* **WHAT YOU HAVE TO DO**: Find each line with the string "screenshot" and report it.

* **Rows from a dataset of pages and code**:
>>>>>

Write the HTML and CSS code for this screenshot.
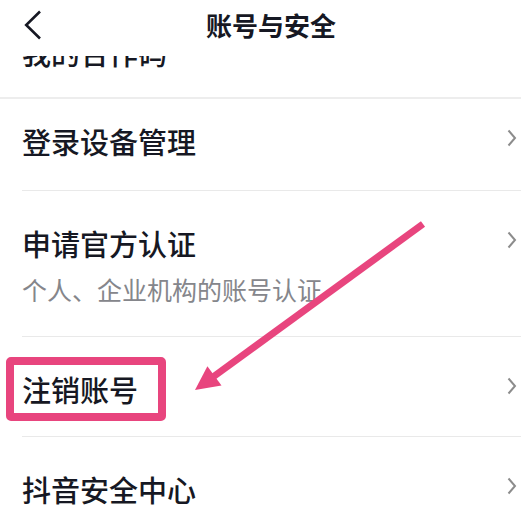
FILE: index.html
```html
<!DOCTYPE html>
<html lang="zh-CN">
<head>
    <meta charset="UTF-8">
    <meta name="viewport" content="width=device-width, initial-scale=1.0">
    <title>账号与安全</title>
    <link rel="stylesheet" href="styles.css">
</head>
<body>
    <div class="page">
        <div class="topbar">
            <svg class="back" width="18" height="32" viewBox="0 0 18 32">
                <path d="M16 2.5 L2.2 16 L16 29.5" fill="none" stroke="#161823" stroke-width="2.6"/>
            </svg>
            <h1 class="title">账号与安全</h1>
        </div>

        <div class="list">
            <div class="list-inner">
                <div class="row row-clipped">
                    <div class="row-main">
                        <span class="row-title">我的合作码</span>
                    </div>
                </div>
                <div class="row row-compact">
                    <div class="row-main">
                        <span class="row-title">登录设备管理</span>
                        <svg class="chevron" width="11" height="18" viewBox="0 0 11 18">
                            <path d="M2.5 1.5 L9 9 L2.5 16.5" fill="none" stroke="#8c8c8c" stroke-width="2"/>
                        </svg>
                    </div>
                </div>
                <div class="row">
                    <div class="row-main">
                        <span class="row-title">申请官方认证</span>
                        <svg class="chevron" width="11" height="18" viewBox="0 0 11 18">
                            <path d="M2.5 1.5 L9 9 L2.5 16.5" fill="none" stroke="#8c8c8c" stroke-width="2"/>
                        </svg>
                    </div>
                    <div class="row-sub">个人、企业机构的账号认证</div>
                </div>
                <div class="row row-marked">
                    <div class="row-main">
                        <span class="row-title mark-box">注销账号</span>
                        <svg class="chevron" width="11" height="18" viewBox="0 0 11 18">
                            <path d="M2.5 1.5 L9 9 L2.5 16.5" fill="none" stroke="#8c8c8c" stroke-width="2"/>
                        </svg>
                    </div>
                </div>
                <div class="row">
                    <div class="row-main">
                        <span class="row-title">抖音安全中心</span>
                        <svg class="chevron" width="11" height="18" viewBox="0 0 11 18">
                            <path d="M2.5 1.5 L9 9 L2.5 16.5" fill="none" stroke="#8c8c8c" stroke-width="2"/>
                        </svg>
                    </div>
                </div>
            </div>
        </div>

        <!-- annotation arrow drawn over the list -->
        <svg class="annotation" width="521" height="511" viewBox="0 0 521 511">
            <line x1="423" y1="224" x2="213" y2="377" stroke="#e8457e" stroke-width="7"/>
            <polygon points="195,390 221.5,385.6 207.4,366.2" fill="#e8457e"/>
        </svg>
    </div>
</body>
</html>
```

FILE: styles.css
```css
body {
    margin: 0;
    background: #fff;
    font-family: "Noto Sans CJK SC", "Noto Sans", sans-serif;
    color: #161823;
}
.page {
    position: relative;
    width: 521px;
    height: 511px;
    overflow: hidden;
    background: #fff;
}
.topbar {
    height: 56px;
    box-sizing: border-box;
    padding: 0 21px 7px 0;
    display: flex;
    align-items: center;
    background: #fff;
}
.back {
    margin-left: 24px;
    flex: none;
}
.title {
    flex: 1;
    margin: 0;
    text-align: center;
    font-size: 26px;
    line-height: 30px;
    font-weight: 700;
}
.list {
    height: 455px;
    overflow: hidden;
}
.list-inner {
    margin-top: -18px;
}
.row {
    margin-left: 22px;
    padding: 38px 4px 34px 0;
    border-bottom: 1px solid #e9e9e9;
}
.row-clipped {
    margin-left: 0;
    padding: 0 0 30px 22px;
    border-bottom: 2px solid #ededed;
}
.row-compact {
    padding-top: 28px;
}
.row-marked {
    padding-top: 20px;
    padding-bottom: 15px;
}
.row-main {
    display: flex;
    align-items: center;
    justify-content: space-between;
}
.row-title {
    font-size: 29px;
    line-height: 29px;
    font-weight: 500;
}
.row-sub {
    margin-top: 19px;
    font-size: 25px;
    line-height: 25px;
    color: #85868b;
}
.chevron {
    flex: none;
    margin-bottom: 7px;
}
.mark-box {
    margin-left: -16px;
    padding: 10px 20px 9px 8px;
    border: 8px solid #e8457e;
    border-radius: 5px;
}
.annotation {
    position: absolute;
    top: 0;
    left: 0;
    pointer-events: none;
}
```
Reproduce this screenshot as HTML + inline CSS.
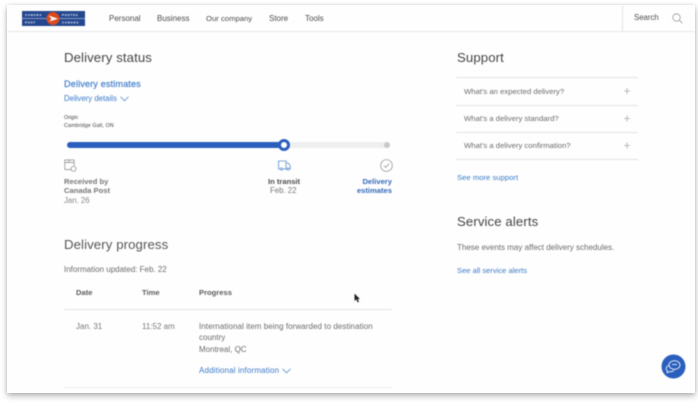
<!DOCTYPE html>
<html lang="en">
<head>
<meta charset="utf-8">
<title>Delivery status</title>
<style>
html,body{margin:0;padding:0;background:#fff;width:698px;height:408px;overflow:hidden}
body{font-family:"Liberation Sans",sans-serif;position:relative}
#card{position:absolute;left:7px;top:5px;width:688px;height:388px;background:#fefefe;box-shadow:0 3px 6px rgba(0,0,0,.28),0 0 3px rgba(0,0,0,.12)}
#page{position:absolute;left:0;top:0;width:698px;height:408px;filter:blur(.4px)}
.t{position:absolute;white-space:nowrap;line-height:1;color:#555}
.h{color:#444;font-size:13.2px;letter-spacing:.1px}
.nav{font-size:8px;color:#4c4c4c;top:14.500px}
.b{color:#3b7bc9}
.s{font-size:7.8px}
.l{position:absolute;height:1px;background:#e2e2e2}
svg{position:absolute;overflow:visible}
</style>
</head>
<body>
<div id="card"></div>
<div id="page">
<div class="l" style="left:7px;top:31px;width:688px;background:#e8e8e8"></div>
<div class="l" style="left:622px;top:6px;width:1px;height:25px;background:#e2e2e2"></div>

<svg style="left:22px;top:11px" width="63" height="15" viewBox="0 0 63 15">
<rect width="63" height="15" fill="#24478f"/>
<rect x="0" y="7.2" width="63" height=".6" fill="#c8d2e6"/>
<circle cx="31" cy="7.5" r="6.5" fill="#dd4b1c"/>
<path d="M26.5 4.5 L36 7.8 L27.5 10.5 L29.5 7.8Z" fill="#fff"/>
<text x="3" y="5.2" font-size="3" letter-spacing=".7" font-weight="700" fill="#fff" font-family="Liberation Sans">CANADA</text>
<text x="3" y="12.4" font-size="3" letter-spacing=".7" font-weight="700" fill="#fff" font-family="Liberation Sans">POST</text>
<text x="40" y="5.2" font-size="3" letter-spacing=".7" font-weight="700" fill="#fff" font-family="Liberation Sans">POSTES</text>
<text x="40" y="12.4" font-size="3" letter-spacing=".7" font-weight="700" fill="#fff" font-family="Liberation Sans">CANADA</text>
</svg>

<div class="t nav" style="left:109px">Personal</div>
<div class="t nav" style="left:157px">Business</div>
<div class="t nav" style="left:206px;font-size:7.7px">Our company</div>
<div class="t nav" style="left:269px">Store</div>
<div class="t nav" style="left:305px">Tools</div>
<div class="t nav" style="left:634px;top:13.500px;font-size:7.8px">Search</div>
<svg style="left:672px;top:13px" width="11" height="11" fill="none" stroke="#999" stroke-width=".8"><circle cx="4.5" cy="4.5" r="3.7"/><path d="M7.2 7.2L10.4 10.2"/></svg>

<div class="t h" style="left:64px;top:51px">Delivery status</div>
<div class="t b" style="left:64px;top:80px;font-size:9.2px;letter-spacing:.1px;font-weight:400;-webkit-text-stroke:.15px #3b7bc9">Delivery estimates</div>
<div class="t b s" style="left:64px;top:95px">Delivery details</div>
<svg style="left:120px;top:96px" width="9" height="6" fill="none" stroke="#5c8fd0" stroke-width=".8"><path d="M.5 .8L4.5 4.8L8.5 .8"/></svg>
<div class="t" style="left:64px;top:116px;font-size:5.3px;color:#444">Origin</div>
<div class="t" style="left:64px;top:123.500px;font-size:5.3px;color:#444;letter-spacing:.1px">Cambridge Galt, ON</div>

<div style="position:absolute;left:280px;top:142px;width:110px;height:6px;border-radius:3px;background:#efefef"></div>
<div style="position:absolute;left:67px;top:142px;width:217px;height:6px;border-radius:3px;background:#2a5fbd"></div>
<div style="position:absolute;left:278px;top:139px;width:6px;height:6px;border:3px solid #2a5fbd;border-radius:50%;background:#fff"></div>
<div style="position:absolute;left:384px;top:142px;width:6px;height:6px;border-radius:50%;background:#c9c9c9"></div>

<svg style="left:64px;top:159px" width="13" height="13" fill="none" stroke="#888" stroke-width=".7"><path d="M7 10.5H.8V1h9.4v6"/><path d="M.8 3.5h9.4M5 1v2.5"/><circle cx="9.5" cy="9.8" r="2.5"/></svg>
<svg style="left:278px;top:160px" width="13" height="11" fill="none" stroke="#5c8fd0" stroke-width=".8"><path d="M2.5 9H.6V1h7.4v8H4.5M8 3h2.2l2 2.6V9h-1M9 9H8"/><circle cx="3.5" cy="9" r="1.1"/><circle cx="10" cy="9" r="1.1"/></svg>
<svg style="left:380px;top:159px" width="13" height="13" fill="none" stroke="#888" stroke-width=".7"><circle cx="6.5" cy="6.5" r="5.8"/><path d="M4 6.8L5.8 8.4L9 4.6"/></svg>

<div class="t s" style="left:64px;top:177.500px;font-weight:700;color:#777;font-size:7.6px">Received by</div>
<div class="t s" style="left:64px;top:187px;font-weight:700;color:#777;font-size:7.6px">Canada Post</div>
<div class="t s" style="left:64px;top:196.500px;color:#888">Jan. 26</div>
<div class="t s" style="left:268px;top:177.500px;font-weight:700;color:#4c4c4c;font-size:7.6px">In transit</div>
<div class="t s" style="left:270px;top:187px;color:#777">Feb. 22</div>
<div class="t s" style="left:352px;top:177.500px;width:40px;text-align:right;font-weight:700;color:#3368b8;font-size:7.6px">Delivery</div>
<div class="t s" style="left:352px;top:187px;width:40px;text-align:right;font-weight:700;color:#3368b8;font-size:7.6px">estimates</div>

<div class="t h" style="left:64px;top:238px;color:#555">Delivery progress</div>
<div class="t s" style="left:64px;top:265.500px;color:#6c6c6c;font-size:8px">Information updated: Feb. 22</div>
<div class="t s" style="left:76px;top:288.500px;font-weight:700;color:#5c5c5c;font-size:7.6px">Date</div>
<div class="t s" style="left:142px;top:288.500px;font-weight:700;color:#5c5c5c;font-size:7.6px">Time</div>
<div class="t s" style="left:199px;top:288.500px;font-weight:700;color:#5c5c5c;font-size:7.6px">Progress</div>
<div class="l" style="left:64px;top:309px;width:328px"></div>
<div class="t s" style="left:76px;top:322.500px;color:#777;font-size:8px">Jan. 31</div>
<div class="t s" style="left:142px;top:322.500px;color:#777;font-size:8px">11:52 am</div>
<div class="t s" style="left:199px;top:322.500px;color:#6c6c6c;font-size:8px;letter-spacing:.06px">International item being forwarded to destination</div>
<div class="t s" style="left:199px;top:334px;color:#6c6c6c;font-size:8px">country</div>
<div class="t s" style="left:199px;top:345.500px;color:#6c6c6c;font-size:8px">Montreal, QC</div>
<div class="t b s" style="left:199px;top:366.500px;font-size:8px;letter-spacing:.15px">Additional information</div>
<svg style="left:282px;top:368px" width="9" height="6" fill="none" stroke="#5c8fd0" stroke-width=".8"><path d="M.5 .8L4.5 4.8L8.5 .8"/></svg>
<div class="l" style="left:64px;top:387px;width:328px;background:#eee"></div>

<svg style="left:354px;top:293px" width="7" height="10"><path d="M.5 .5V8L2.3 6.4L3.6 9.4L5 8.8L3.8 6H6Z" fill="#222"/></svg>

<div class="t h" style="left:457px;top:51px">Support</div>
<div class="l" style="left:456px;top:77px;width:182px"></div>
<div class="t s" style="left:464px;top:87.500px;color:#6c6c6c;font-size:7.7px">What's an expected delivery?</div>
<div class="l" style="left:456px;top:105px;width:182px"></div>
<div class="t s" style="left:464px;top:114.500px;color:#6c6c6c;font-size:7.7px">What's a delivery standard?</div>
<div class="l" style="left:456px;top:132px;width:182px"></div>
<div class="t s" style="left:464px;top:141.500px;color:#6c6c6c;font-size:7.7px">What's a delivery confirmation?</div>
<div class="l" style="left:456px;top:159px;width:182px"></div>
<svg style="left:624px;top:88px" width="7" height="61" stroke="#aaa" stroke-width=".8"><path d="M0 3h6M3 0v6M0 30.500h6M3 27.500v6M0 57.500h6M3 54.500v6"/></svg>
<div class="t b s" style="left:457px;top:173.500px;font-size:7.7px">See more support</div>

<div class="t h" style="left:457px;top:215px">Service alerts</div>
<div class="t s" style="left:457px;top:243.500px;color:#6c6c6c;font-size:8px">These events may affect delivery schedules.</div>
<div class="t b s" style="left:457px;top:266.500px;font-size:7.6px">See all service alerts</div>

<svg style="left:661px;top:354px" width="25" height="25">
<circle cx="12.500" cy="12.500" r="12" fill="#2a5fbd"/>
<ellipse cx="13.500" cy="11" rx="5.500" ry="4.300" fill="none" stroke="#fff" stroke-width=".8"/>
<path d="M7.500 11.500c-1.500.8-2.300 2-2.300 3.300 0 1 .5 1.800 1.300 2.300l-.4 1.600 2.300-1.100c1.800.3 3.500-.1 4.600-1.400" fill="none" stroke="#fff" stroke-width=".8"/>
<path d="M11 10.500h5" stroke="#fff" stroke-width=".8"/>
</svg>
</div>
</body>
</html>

<<<<<

* **SOLVED PROBLEM**:
Write the HTML and CSS code for this screenshot.
Reproduce this screenshot as HTML + inline CSS.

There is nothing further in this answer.